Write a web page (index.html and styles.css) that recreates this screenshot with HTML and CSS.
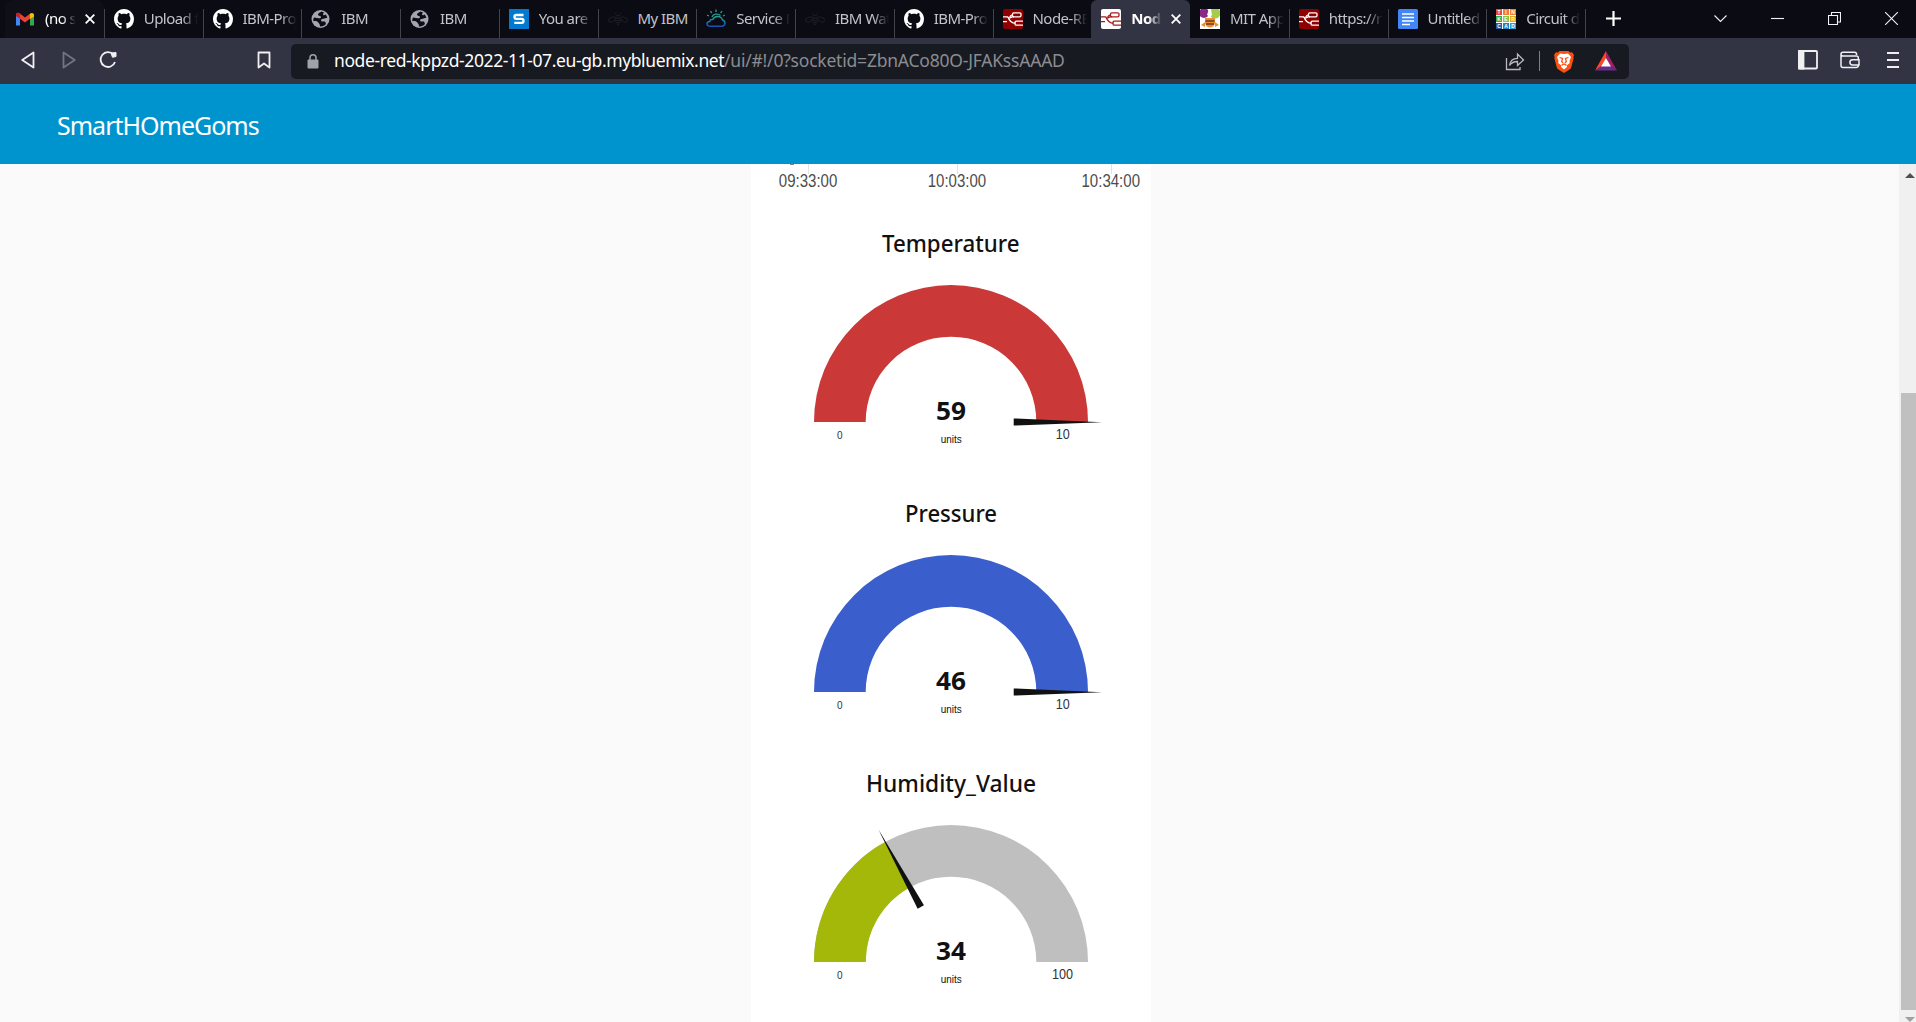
FILE: index.html
```html
<!DOCTYPE html>
<html lang="en">
<head>
<meta charset="utf-8">
<title>Node-RED Dashboard</title>
<link rel="stylesheet" href="styles.css">
</head>
<body>
<svg class="defs" width="0" height="0" aria-hidden="true">
  <symbol id="github" viewBox="0 0 16 16"><path fill="#fff" d="M8 0C3.58 0 0 3.58 0 8c0 3.54 2.29 6.53 5.47 7.59.4.07.55-.17.55-.38 0-.19-.01-.82-.01-1.49-2.01.37-2.53-.49-2.69-.94-.09-.23-.48-.94-.82-1.13-.28-.15-.68-.52-.01-.53.63-.01 1.08.58 1.23.82.72 1.21 1.87.87 2.33.66.07-.52.28-.87.51-1.07-1.78-.2-3.64-.89-3.64-3.95 0-.87.31-1.59.82-2.15-.08-.2-.36-1.02.08-2.12 0 0 .67-.21 2.2.82.64-.18 1.32-.27 2-.27s1.36.09 2 .27c1.53-1.04 2.2-.82 2.2-.82.44 1.1.16 1.92.08 2.12.51.56.82 1.27.82 2.15 0 3.07-1.87 3.75-3.65 3.95.29.25.54.73.54 1.48 0 1.07-.01 1.93-.01 2.2 0 .21.15.46.55.38A8.01 8.01 0 0 0 16 8c0-4.42-3.58-8-8-8z"/></symbol>
  <symbol id="globe" viewBox="0 0 20 20"><circle cx="9.5" cy="10" r="9" fill="#a3a6ae"/><path fill="#0c0c15" d="M10.5 2.500c-1.800 1-4.300 2.200-3.200 3.700.8 1 2.500.3 2.700 1.700.2 1.200-1.400 1.500-2.600 1.300L3.200 8.600C2.300 9.500 2 11 2.500 12.200c1.700-.6 4.300-.2 4.800 1.300.3 1 1.300 1 1.400 2l.3 2c2.700.2 4.600-.8 6-2.500l-.9-2.400c-1.300-.4-3.500.3-4-.9-.5-1.300 1-2 2.400-2 1.600 0 2.300-.8 3.800-.6-.2-1.300-.9-2.600-1.700-3.500-1 .9-2.500.9-2.500-.3 0-.9.400-1.200.9-1.800z"/></symbol>
  <symbol id="bee" viewBox="0 0 20 20"><g fill="none" stroke="#1a1a22" stroke-width="1.300"><ellipse cx="4" cy="10.500" rx="3.700" ry="2.200" transform="rotate(-24 4 10.500)"/><ellipse cx="16" cy="10.500" rx="3.700" ry="2.200" transform="rotate(24 16 10.500)"/><path d="M8 6.500h4M6.800 9h6.400M7 11.500h6M7.500 13.700h5M9 15.500h2M8 5l-1-1.200M12 5l1-1.200"/></g></symbol>
  <symbol id="flow" viewBox="0 0 20 20"><g fill="none" stroke="currentColor" stroke-width="1.300"><rect x="9.500" y="3.800" width="8.500" height="4" rx="1.300"/><rect x="12" y="12.200" width="9" height="4" rx="1.300"/><path d="M0 7.800h4.500c1 1.600 3 1.500 4.500 0h2M5 8c1.500 4.500 4 6.200 7.500 6.200M0 12.600h4M9.500 5.800c-1.500 0-2 .4-2.800 2.200"/></g></symbol>
  <symbol id="close" viewBox="0 0 10 10"><path d="M.7.7l8.600 8.600M9.300.7L.7 9.300" fill="none" stroke="#fff" stroke-width="1.800"/></symbol>
</svg>

<div class="tabstrip">
  <div class="tab first"><svg class="fav" viewBox="0 0 20 20"><path fill="#4285f4" d="M1 6v10.500h4V8z"/><path fill="#34a853" d="M19 6v10.500h-4V8z"/><path fill="#ea4335" d="M1 6c0-2 2-3 3.500-1.700L10 8.500l5.500-4.200v5L10 13.500 5 9.700z"/><path fill="#fbbc04" d="M15 4.700C17 3 19 4.200 19 6v1.500L15 10z"/><path fill="#c5221f" d="M1 6c0-2 2-3 4-1.300v5L1 7z"/></svg><span class="name">(no subject)</span><svg class="x"><use href="#close"/></svg></div>
  <div class="tab"><svg class="fav"><use href="#github"/></svg><span class="name">Upload files</span></div>
  <div class="tab"><svg class="fav"><use href="#github"/></svg><span class="name">IBM-Project</span></div>
  <div class="tab"><svg class="fav"><use href="#globe"/></svg><span class="name">IBM</span></div>
  <div class="tab"><svg class="fav"><use href="#globe"/></svg><span class="name">IBM</span></div>
  <div class="tab"><svg class="fav" viewBox="0 0 20 20"><path fill="#0079cf" d="M0 0h20v20H0z"/><path d="M14.500 6H7.200C5.800 6 5.500 6.500 5.500 7.700S6 9.800 7.200 9.800h5.600c1.300 0 1.700.6 1.700 1.900s-.4 2.100-1.700 2.100H5.300" fill="none" stroke="#fff" stroke-width="2.300"/></svg><span class="name">You are signed</span></div>
  <div class="tab"><svg class="fav"><use href="#bee"/></svg><span class="name whole">My IBM</span></div>
  <div class="tab"><svg class="fav" viewBox="0 0 20 20"><defs><linearGradient id="cl" x2="0" y2="1"><stop stop-color="#279a91"/><stop offset="1" stop-color="#1454b4"/></linearGradient></defs><path d="M4.500 17.200h11.700c3.500-.7 3.700-5.200.3-6.200C15.300 6.600 8.600 6 6.800 10.500c-2-.4-3 .5-3 2-4 .3-3.800 4.700.7 4.700z" fill="none" stroke="url(#cl)" stroke-width="1.500"/><path d="M10 .5v2.500M4.500 2l1.300 2.200M16 2l-1.400 2.200M1 6l2 1M18.800 6.200L17 7M6 8c1-3 6-4 8.500-1.500" fill="none" stroke="#279a91" stroke-width="1.300"/></svg><span class="name">Service Details</span></div>
  <div class="tab"><svg class="fav"><use href="#bee"/></svg><span class="name">IBM Watson</span></div>
  <div class="tab"><svg class="fav"><use href="#github"/></svg><span class="name">IBM-Project</span></div>
  <div class="tab no-line"><svg class="fav red"><use href="#flow"/></svg><span class="name">Node-RED</span></div>
  <div class="tab active"><svg class="fav white"><use href="#flow"/></svg><span class="name">Node-RED</span><svg class="x"><use href="#close"/></svg></div>
  <div class="tab"><svg class="fav" viewBox="0 0 20 20"><path fill="#fff" d="M0 0h20v20H0z"/><circle cx="4" cy="4" r="5" fill="#8b2a86"/><circle cx="15" cy="4" r="5.500" fill="#a3cd4b"/><path fill="#fff" d="M9 0h2l1 6-2 2-3-2z"/><path fill="#ef8b31" d="M5 9h10v5c-1 6-9 6-10 0zM1 16l4-3v5zM19 16l-4-3v5z"/><path stroke="#6a3d23" stroke-width="1.500" d="M5.500 12h9M6 15h8"/></svg><span class="name">MIT App Inv</span></div>
  <div class="tab"><svg class="fav red"><use href="#flow"/></svg><span class="name">https://node</span></div>
  <div class="tab"><svg class="fav" viewBox="0 0 20 20"><rect width="20" height="20" rx="1.500" fill="#4285f4"/><path d="M4 5h12M4 8.500h12M4 12h12M4 15.500h8" stroke="#fff" stroke-width="1.700"/></svg><span class="name">Untitled doc</span></div>
  <div class="tab"><svg class="fav tinker" viewBox="0 0 20 20"><path fill="#fff" d="M0 0h20v20H0z"/><path fill="#e8453c" d="M0 0h6v6H0z"/><path fill="#f47b3a" d="M7 0h6v6H7zM14 0h6v6h-6z"/><path fill="#2fae4e" d="M0 7h6v6H0z"/><path fill="#8cc63f" d="M7 7h6v6H7z"/><path fill="#e6a821" d="M14 7h6v6h-6z"/><path fill="#1c5fa8" d="M0 14h6v6H0z"/><path fill="#2184c4" d="M7 14h6v6H7z"/><path fill="#22a3dc" d="M14 14h6v6h-6z"/><g><text x="3" y="5">T</text><text x="10" y="5">I</text><text x="17" y="5">N</text><text x="3" y="12">K</text><text x="10" y="12">E</text><text x="17" y="12">R</text><text x="3" y="19">C</text><text x="10" y="19">A</text><text x="17" y="19">D</text></g></svg><span class="name">Circuit design</span></div>
  <svg class="plus" viewBox="0 0 15 15"><path d="M7.500 0v15M0 7.500h15" stroke="#fff" stroke-width="2.200"/></svg>
  <div class="window-buttons">
    <svg width="13" height="13" viewBox="0 0 13 13"><path d="M.5 3.500l6 6 6-6"/></svg>
    <svg width="13" height="13" viewBox="0 0 13 13"><path d="M0 6.500h13"/></svg>
    <svg width="13" height="13" viewBox="0 0 13 13"><path d="M.5 3.500h9v9h-9zM3.500 3V.5h9v9.500H10"/></svg>
    <svg width="13" height="13" viewBox="0 0 13 13"><path d="M0 0l13 13M13 0L0 13"/></svg>
  </div>
</div>

<div class="toolbar">
  <svg class="nav-icon" width="14" height="18" viewBox="0 0 14 18"><path d="M12.500 1.500v15L1.200 9z"/></svg>
  <svg class="nav-icon dim" width="14" height="18" viewBox="0 0 14 18"><path d="M1.500 1.500v15L12.800 9z"/></svg>
  <svg class="nav-icon reload" width="18" height="18" viewBox="0 0 18 18"><path d="M14.500 3.600A7.400 7.400 0 1 0 16 11"/><path d="M12 2l5-.5V5.500l-3.500.8z" fill="#f0f0f2" stroke-width="1"/></svg>
  <svg class="nav-icon mark" width="14" height="18" viewBox="0 0 14 18"><path d="M1.500 1.500h11v15L7 12.500l-5.500 4z"/></svg>
  <div class="address">
    <svg class="lock" width="12" height="15" viewBox="0 0 12 15"><rect x=".5" y="5.500" width="11" height="9" rx="1" fill="#a1a3aa"/><path d="M3 6V3.800a3 3 0 0 1 6 0V6" fill="none" stroke="#a1a3aa" stroke-width="1.500"/></svg>
    <span class="host">node-red-kppzd-2022-11-07.eu-gb.mybluemix.net</span><span class="path">/ui/#!/0?socketid=ZbnACo80O-JFAKssAAAD</span>
    <svg class="share" width="20" height="19" viewBox="0 0 20 19"><path d="M1.500 6v11.500H15V15M4.500 13.500c.5-4.500 3.500-7 8-7.200V2l6 6-6 5.500v-4c-3.500 0-6 1-8 4z" fill="none" stroke="#b8babe" stroke-width="1.300"/></svg>
    <i class="divider"></i>
    <svg class="brave" width="20" height="23" viewBox="0 0 20 23"><path fill="#fb5010" d="M5.500 1h9l1.500 1.500 2-.2L20 5l-.7 2 .4 1-2.500 9.500c-.3 1-1 1.600-2 2.300L10 23l-5.200-3.200c-1-.7-1.700-1.300-2-2.300L.3 8l.4-1L0 5l2-2.700 2 .2z"/><path fill="#fff" d="M10 4l4-.5 3 3.500-1.500 4 .3 2-3 2.500L13 17l-3 2.500L7 17l.2-1.500-3-2.500.3-2L3 7l3-3.500z"/><path fill="none" stroke="#fb5010" stroke-width="1.300" d="M5.500 7.500l3 1-.8 3L9 13M14.500 7.500l-3 1 .8 3L11 13M7.500 15.300L10 14l2.500 1.300"/></svg>
    <svg class="bat" width="22" height="20" viewBox="0 0 22 20"><path fill="#ff4724" d="M11 0v7.500L6.500 15 0 19.500z"/><path fill="#9e1f63" d="M11 0v7.500l4.500 7.500 6.500 4.500z"/><path fill="#662d91" d="M0 19.500L6.500 15h9l6.500 4.500z"/><path fill="#fff" d="M11 7l5 8.500H6z"/></svg>
  </div>
  <div class="actions">
    <svg width="20" height="20" viewBox="0 0 20 20"><rect x="1" y="1" width="18" height="17.500" rx="1"/><path d="M1 1h4.500v17.500H1z" fill="#f0f0f2"/></svg>
    <svg width="20" height="18" viewBox="0 0 20 18"><path d="M16.500 4V3c0-1-.7-1.800-2-1.800H3C1.800 1.200 1 2 1 3.200v11.300C1 15.700 1.800 16.500 3 16.500h13c1.500 0 2.300-.7 2.300-2M1 3.500C1.300 4.500 2 5 3 5h13.500c1.200 0 1.800.7 1.800 1.800v2M19 8.700h-6.500a2.600 2.600 0 0 0 0 5.200H19z" stroke-width="1.500"/></svg>
    <svg width="12" height="16" viewBox="0 0 12 16"><path d="M0 1h12M0 8h12M0 15h12"/></svg>
  </div>
</div>

<header class="app-header"><h1>SmartHOmeGoms</h1></header>

<main class="page">
  <section class="card">
    <svg class="axis" width="400" height="50" viewBox="0 0 400 50">
      <path d="M57.500 0v10M206.500 0v10M360.500 0v10" stroke="#e2e2e2"/>
      <path d="M39 .5h4" stroke="#888"/>
      <text x="27.800" y="23.300" textLength="58.500" lengthAdjust="spacingAndGlyphs">09:33:00</text>
      <text x="176.700" y="23.300" textLength="58.500" lengthAdjust="spacingAndGlyphs">10:03:00</text>
      <text x="330.500" y="23.300" textLength="58.500" lengthAdjust="spacingAndGlyphs">10:34:00</text>
    </svg>
    <svg class="gauge" width="400" height="270" viewBox="-200 -208 400 270">
      <text class="label" y="-170.300" x="-69" textLength="137.500" lengthAdjust="spacingAndGlyphs">Temperature</text>
      <path fill="#ca3838" d="M-137 0A137 137 0 0 1 137 0H85.300A85.300 85.300 0 0 0-85.300 0z"/>
      <path class="needle" d="M62.700-3.600v7.200L151 .2z"/>
      <text class="value" x="-15" y="-2" textLength="30" lengthAdjust="spacingAndGlyphs">59</text><text class="unit" x="-10.300" y="21.200" textLength="21" lengthAdjust="spacingAndGlyphs">units</text>
      <text class="min" x="-111.300" y="17">0</text><text class="max" x="104.700" y="17" textLength="14" lengthAdjust="spacingAndGlyphs">10</text>
    </svg>
    <svg class="gauge" width="400" height="270" viewBox="-200 -208 400 270">
      <text class="label" y="-170.300" x="-46" textLength="92" lengthAdjust="spacingAndGlyphs">Pressure</text>
      <path fill="#3a5ecb" d="M-137 0A137 137 0 0 1 137 0H85.300A85.300 85.300 0 0 0-85.300 0z"/>
      <path class="needle" d="M62.700-3.600v7.200L151 .2z"/>
      <text class="value" x="-15" y="-2" textLength="30" lengthAdjust="spacingAndGlyphs">46</text><text class="unit" x="-10.300" y="21.200" textLength="21" lengthAdjust="spacingAndGlyphs">units</text>
      <text class="min" x="-111.300" y="17">0</text><text class="max" x="104.700" y="17" textLength="14" lengthAdjust="spacingAndGlyphs">10</text>
    </svg>
    <svg class="gauge" width="400" height="270" viewBox="-200 -208 400 270">
      <text class="label" y="-170.300" x="-85" textLength="170" lengthAdjust="spacingAndGlyphs">Humidity_Value</text>
      <path fill="#bfbfbf" d="M-137 0A137 137 0 0 1 137 0H85.300A85.300 85.300 0 0 0-85.300 0z"/>
      <path fill="#a3b808" d="M-137 0A137 137 0 0 1-66-120L-41.100-74.700A85.300 85.300 0 0 0-85.300 0z"/>
      <path class="needle" transform="rotate(-118.800)" d="M62.700-3.600v7.200L151 .2z"/>
      <text class="value" x="-15" y="-2" textLength="30" lengthAdjust="spacingAndGlyphs">34</text><text class="unit" x="-10.300" y="21.200" textLength="21" lengthAdjust="spacingAndGlyphs">units</text>
      <text class="min" x="-111.300" y="17">0</text><text class="max" x="101" y="17" textLength="21" lengthAdjust="spacingAndGlyphs">100</text>
    </svg>
  </section>
  <div class="scrollbar">
    <svg width="10" height="5" viewBox="0 0 10 5"><path fill="#505050" d="M5 0l5 5H0z"/></svg>
    <div class="thumb"></div>
    <svg width="10" height="5" viewBox="0 0 10 5"><path fill="#a0a0a0" d="M5 5l5-5H0z"/></svg>
  </div>
</main>
</body>
</html>
```
FILE: styles.css
```css
* { box-sizing: border-box; }
body {
  margin: 0;
  height: 1022px;
  display: flex;
  flex-direction: column;
  overflow: hidden;
  background: #fafafa;
  font-family: "Noto Sans", "Open Sans", sans-serif;
}
svg { display: block; flex: none; }
.defs { position: absolute; }

/* Tab strip */
.tabstrip {
  display: flex;
  height: 38px;
  padding-left: 5px;
  background: #0b0b14;
  color: #c3c4c8;
}
.tab {
  position: relative;
  display: flex;
  flex: 0 0 98.75px;
  height: 38px;
  padding: 9px 0 0 10px;
  font-size: 15px;
  line-height: 18px;
  letter-spacing: -0.55px;
}
.tab::after {
  content: "";
  position: absolute;
  right: -1px;
  top: 9px;
  width: 1px;
  height: 29px;
  background: #43434a;
}
.tab.first { background: #0f0f18; color: #fff; border-radius: 8px 8px 0 0; }
.tab.active { background: #323443; color: #fff; font-weight: 700; border-radius: 6px 6px 0 0; }
.tab.active::after, .tab.no-line::after { display: none; }
.fav { width: 20px; height: 20px; margin-right: 10px; }
.fav.red { background: #8f0000; color: #fff; border-radius: 2px; }
.fav.white { background: #fff; color: #a81c1c; border-radius: 2px; }
.tinker text {
  font: 700 5px "Liberation Sans", sans-serif;
  letter-spacing: 0;
  fill: #fff;
  text-anchor: middle;
}
.name {
  width: 54px;
  height: 20px;
  overflow: hidden;
  white-space: nowrap;
  -webkit-mask-image: linear-gradient(90deg, #000 38px, transparent 54px);
  mask-image: linear-gradient(90deg, #000 38px, transparent 54px);
}
.name.whole { -webkit-mask-image: none; mask-image: none; }
.first .name, .active .name {
  width: 30px;
  -webkit-mask-image: linear-gradient(90deg, #000 17px, transparent 31px);
  mask-image: linear-gradient(90deg, #000 17px, transparent 31px);
}
.x { width: 10px; height: 10px; margin: 5px 0 0 10px; }
.plus { width: 15px; height: 15px; margin: 11px 0 0 21px; }
.window-buttons {
  display: flex;
  gap: 44px;
  margin: 12px 18.5px 0 auto;
  fill: none;
  stroke: #f2f2f2;
  stroke-width: 1.1;
}

/* Toolbar */
.toolbar {
  display: flex;
  align-items: center;
  height: 46px;
  padding: 0 17px 0 21px;
  background: #323443;
}
.nav-icon {
  margin-right: 27px;
  margin-bottom: 2px;
  fill: none;
  stroke: #f0f0f2;
  stroke-width: 1.8;
  stroke-linejoin: round;
}
.nav-icon.dim { stroke: #727481; margin-right: 23px; }
.nav-icon.reload { margin-right: 140px; }
.nav-icon.mark { margin-right: 20px; }
.address {
  display: flex;
  align-items: center;
  width: 1338px;
  height: 35px;
  padding-left: 16px;
  border-radius: 5px;
  background: #181a21;
  font-size: 17.5px;
  white-space: nowrap;
}
.lock { margin-right: 15px; }
.host, .path { margin-top: -2px; }
.host { width: 390px; color: #fff; letter-spacing: -0.39px; }
.path { width: 342px; color: #8b8c91; letter-spacing: -0.21px; }
.share { margin-left: 439px; }
.divider { width: 1px; height: 20px; margin: 0 14px 0 14px; background: #7d7f86; }
.bat { margin-left: 21px; }
.actions {
  display: flex;
  align-items: center;
  margin-left: auto;
  padding-bottom: 2px;
  gap: 22px;
  fill: none;
  stroke: #f0f0f2;
  stroke-width: 1.8;
}
.actions svg:last-child { margin-left: 5px; }

/* Dashboard */
.app-header {
  display: flex;
  align-items: center;
  height: 80px;
  padding-left: 57px;
  background: #0094ce;
  color: #fff;
}
h1 { margin: 0 0 -2px; font-size: 25px; font-weight: 400; letter-spacing: -1px; }
.page {
  display: grid;
  grid-template-columns: 751px 400px 1fr 17px;
  height: 858px;
}
.card { grid-column: 2; background: #fff; overflow: hidden; }
.axis text {
  font: 17.5px "Liberation Sans", Arial, sans-serif;
  fill: #4c4c4c;
}
.gauge text { fill: #111; }
.gauge .label { font-size: 24px; font-weight: 500; }
.gauge .value { font-size: 24.5px; font-weight: 700; }
.gauge .unit, .gauge .min { font: 10px "Liberation Sans", Arial, sans-serif; }
.gauge .min { text-anchor: middle; }
.gauge .max { font: 14px "Liberation Sans", Arial, sans-serif; }
.gauge .min, .gauge .max { fill: #333; }
.needle { fill: #111; }
.scrollbar {
  grid-column: 4;
  display: flex;
  flex-direction: column;
  padding-top: 9px;
  background: #f0f0f0;
}
.scrollbar svg { margin-left: 6px; }
.thumb { height: 617px; margin: 215px 0 7px 2px; background: #c0c0c0; }
```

━━━━━━━━━━

> WRITTEN INSTRUCTION
Return all lines with the word "index" in them.

> ANSWER TO THIS EXERCISE
Write a web page (index.html and styles.css) that recreates this screenshot with HTML and CSS.
FILE: index.html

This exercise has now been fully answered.